The next morning I was awoken (after the usual unneccessarily early rustlings and suugestions of breakfast from Josh which I now ignore) by a marching band! I dragged myself up and looked around the museum-like hostel. Rugs, paintings, carvings, blankets - everything wall was covered in Peruvian artwork. Thankfully I had slept off my sickness and only now realised the cause. It was no the cerviche of the day before, we were 3271m up in the Andes! To put that into perspective Machu Picchu is only 2380m, Snowdon is 1085m, Ben Nevis is 1344m. We were stupidly high up. It was the infamous altitude sickness I had heard so much about.
We followed the band down into the town and to the local market which is supposedly the largest in Peru. Ladies in traditional dress, with big skirts, wide brimmed hats and colourful sacks hung across their backs, were everywhere and the market was filled with the usual artwork and outrageous knitwear. There wasn´t a gringo in site. The locals were friendly and clearly in high spirits, the marching band procession formed only part of the fiesta and we would later see people dancing in the Plaza de Armas and supplying beer from the backs of trucks. It was a wonderful scene.
The Mantaro Valley surrounding the town of Huancayo is the reason for the abundant artwork in the hostel and the market. There are a number of villages and each specialise in producing different goods (carving, weaving, jewellery making, etc). I wondered whether you would be evicted if you lived in the carving village and discovered a passion for weaving but I did think it was a very amiable set up and on our second day we rented bikes to go and see the villages for ourselves.
Before we left we poked around the local food market - a staggering collection of stalls trailers and blankets on the floor which were all covered in colourful and fragrant piles of exotic fruit, strange vegetables and bundles of herbs. There was also a section devoted to meat and fish where rows of freshly plucked chickens hung awkwardly by their necks, huge trout stared and giant slabs of beef waited to be hoisted home. I was reminded of the amazing food market I had seen in Shanghai´s old town. This market was larger and more organised but I find that is the disorganised parts which I liked best - they seem to have the most character.
We were given our bikes by Lucho, a Peruvian man whose passion for Huancayo and the surrounding area was particularly contagious. He gave us a series of maps and talked us through the seemingly simple route which would allow us to visit each of the main villages. I say seemingly because within minutes we were puzzling over these hand-drawn things and wondering whether the church was on our left or our right and why the park had a line through it. After a few conversations with locals starting with "Donde esta" and ending in a series of directions which we probably didn´t understand, we found ourselves on a dusty rock strewn track passing through small villages where children stared and animals wandered around casually. Soon we were pushing further into the rugged mountains, geting off every now and then to push up particularly steep sections.
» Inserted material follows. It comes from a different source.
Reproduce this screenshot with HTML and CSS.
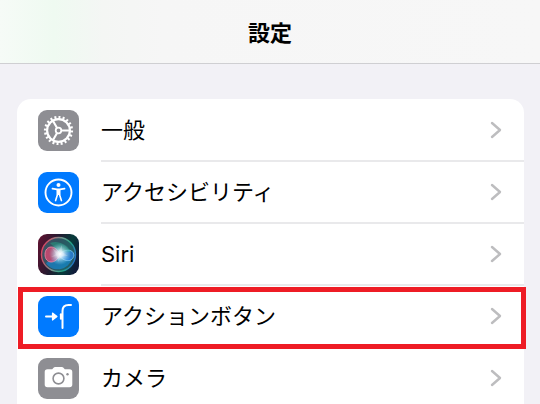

We entered small mountain villages and were called into random homes by artists who carved or weaved and were pleased to demonstrate their talents and techniques. I won´t go into a detailed description of each part of our journey because I know you will probably be far more interested to hear about my fantastically bruised bum and spectacular sunburn but I will say that it was worth all the pain. The colourful locals were visibly amused by the site of two intrepid gringos (especially the bright pink one who kept rubbing his arse) and when we arrived back I was so deleriously hungry that I ate a whole guinea pig. It was like eating someones leftover chicken - all fatty skin and bones with no meat. I ate it all anyway.
If my bum had the ability to communicate I would surely have got an earful the next morning (interesting image...). Despite the abuse inflicted by the previous days adventures, I had signed up for more. This time it involved a horse... Thankfully, however, the saddle was soft sheepswool and as our horses pushed their way up the rocky slopes the surroundings and the fact I was riding a horse in the Peruvian Andes distracted me completely from any aches and pains. The views were indescribably immense and the sun shone brightly in the clear sky (I had coated my face in factor 50 in order to avoid any further embarassment).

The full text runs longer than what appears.